Les délibérations contestées, portant sur le rejet des travaux de renforcement du plancher, ont été prises sur un motif erroné et sont contraires à l'intérêt collectif de la copropriété, qui commande la conservation de l'immeuble.

Est ainsi caractérisé un abus de majorité de nature à porter atteinte à un intérêt individuel puisqu'en refusant la réalisation de travaux de confortement d'une partie commune, les époux [C] se sont trouvés contraints de suspendre les travaux de rénovation de la salle de bains, de mettre à disposition de leur locataire une douche provisoire et de diminuer le montant du loyer pour tenir compte du préjudice de jouissance occasionné par cette situation ce dont il résulte des pièces versées aux débats qui ne souffrent d'aucune critique.

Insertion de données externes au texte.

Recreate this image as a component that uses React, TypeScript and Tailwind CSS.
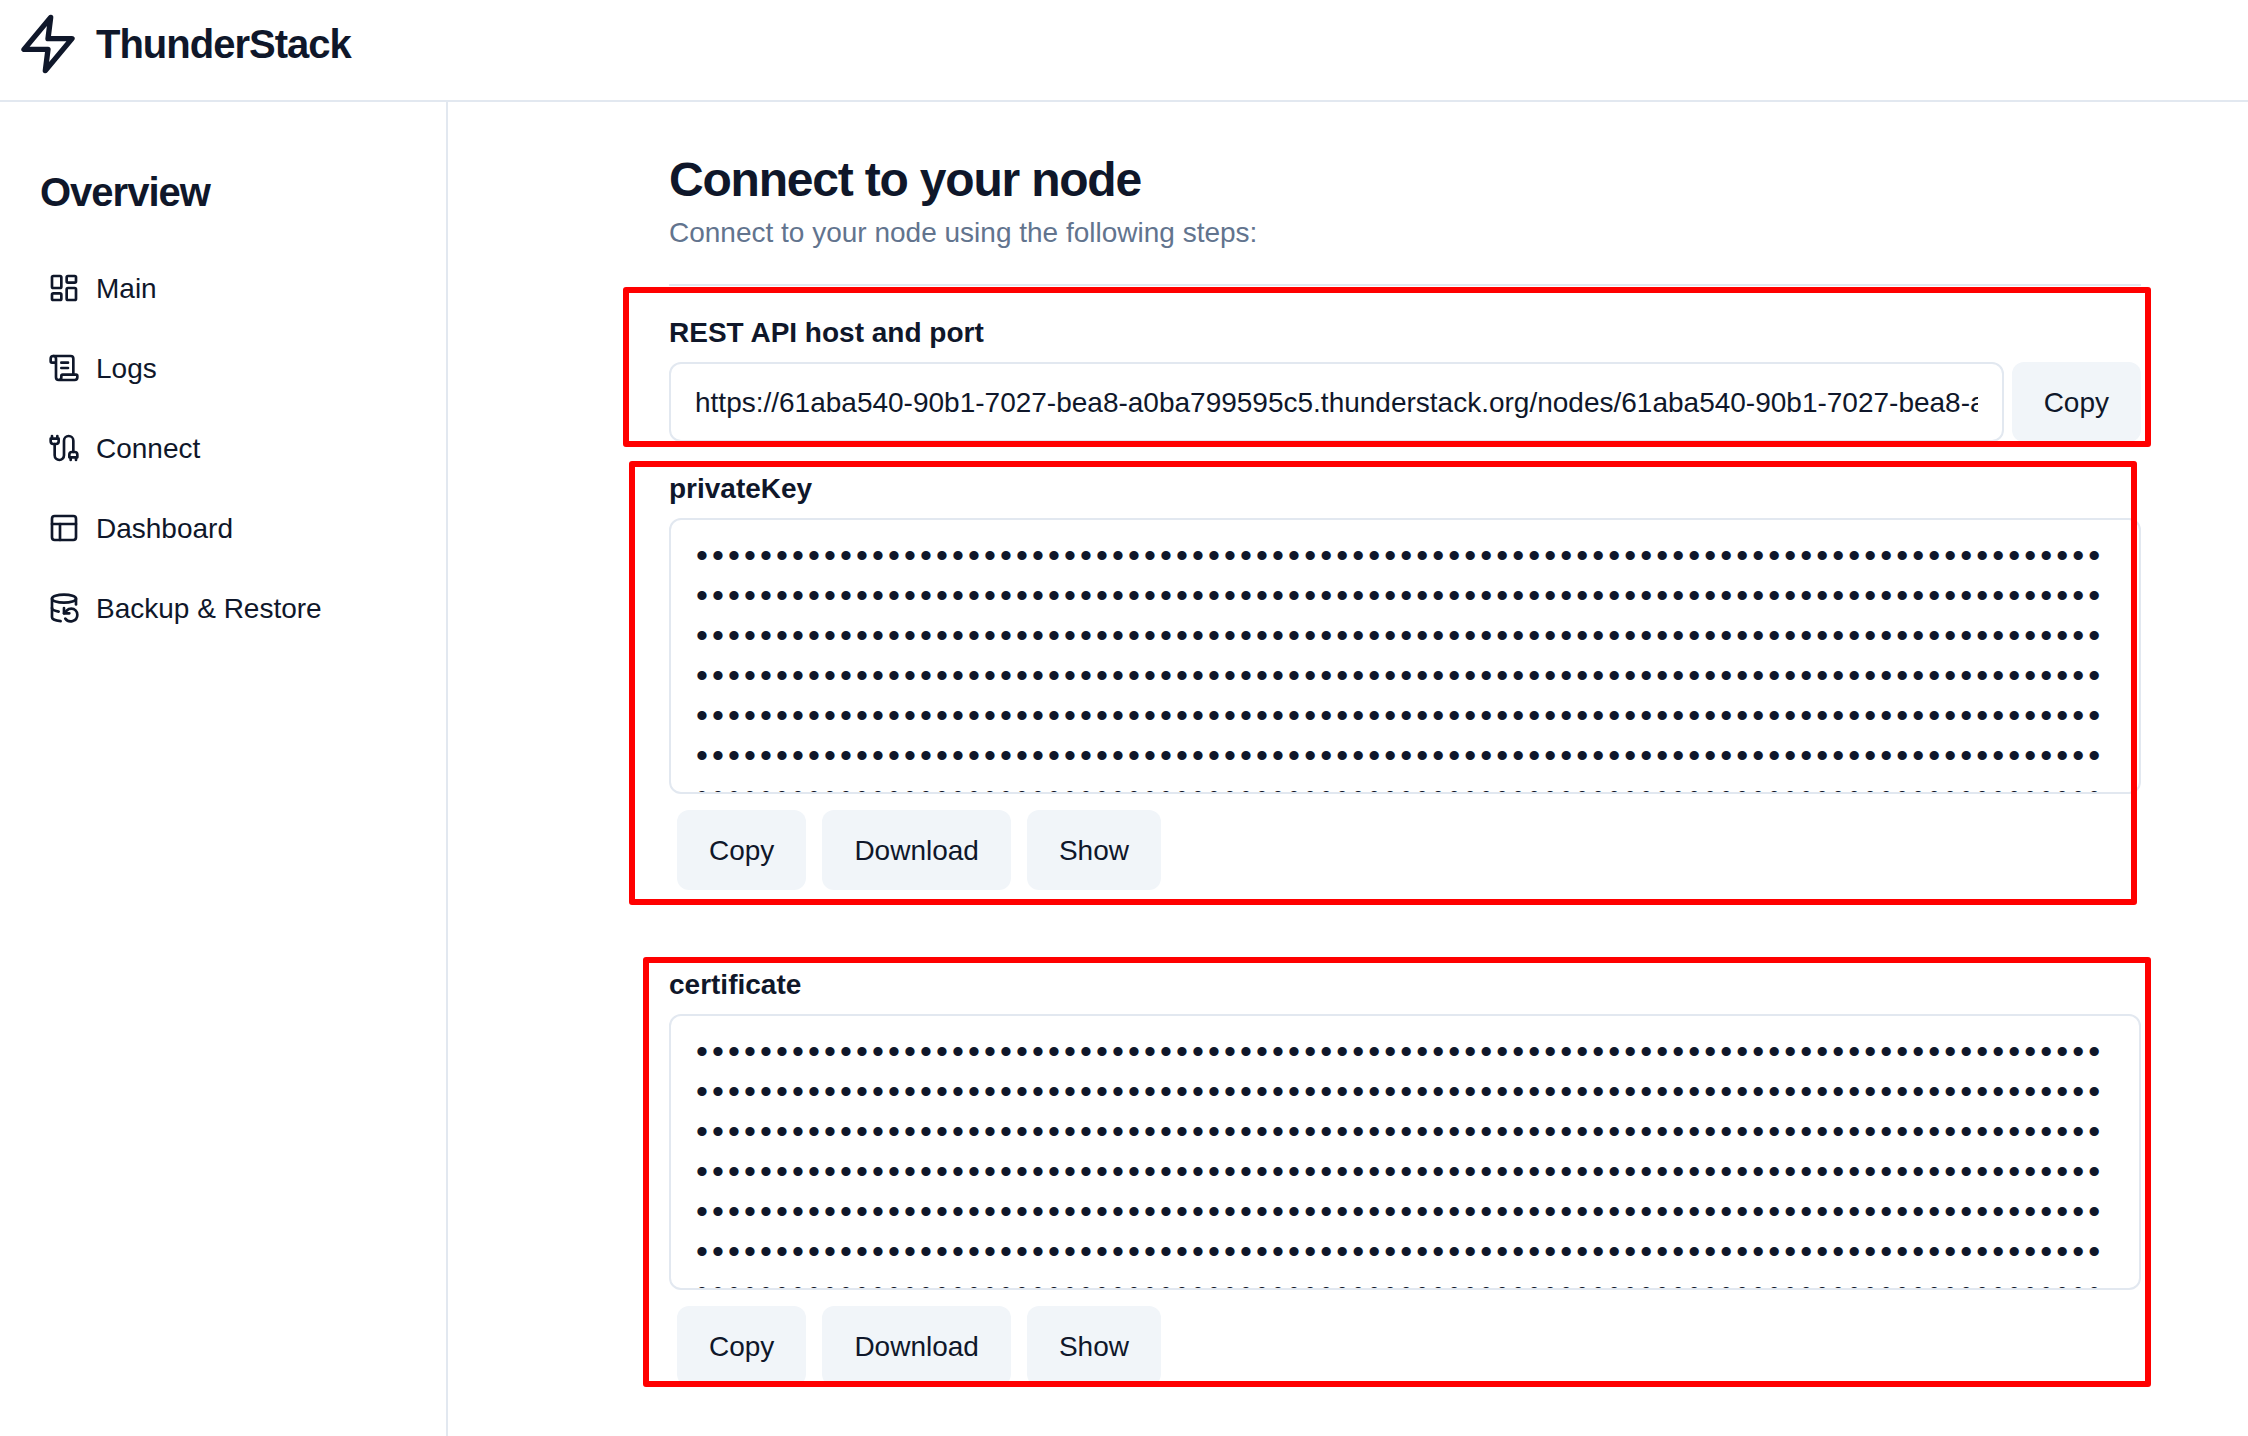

En conséquence, les deux résolutions, qui sont contraires à l'intérêt collectif et portent atteinte à un intérêt individuel, constituent un abus de majorité justifiant qu'il soit fait droit à la demande présentée par les époux [C] aux fins d'annulation.

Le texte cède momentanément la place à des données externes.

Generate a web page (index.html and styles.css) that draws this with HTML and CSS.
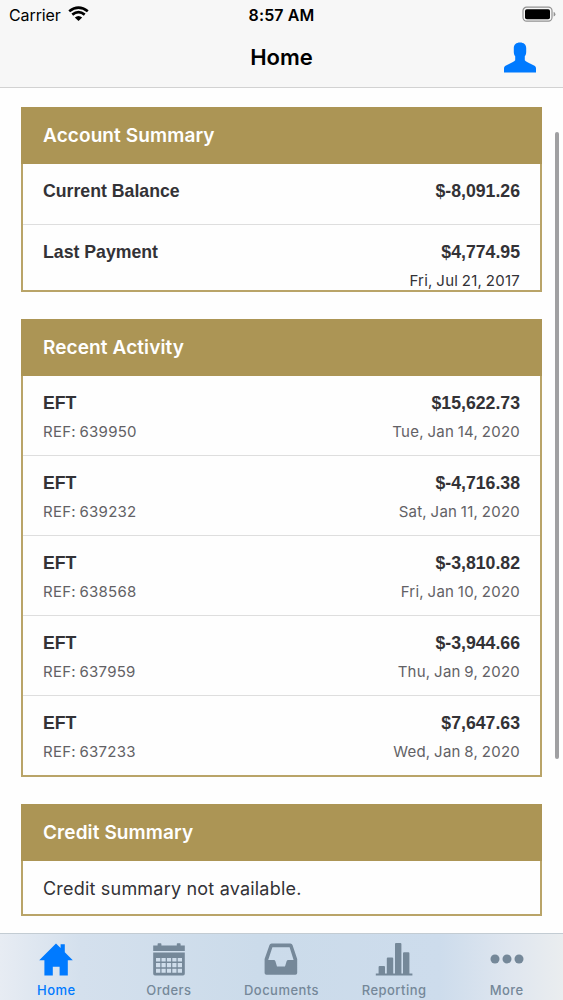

2/ Sur les frais accessoires :

La décision déférée sera infirmée sur la charge des dépens et le montant des frais irrépétibles alloués en première instance.

L' intimé, qui succombe, sera condamné aux entiers dépens ainsi qu'au règlement d'une somme de 1.500 euros sur le fondement de l'article 700 du code de procédure civile.

PAR CES MOTIFS,

La cour, après en avoir délibéré conformément à la loi,

Statuant par arrêt contradictoire rendu par mise à disposition au greffe en dernier ressort,

Infirme le jugement déféré en toutes ses dispositions,

Statuant à nouveau,

Annule les résolutions n°4 et 5 de l'assemblée générale extraordinaire des copropriétaires du 25 septembre 2018,

Déboute les parties du surplus de leurs demandes,

Condamne le syndicat des copropriétaires sis [Adresse 1], pris en la personne de son son syndic, à payer à Mme [U] [C] née [Z] et M. [V] [C] la somme de 1.500 euros au titre de l'article 700 du code de procédure civile outre les entiers dépens de première instance et d'appel dont distraction au profit de la Selarl Maillot et associés pour ceux dont elle aurait fait l'avance sans avoir reçu provision.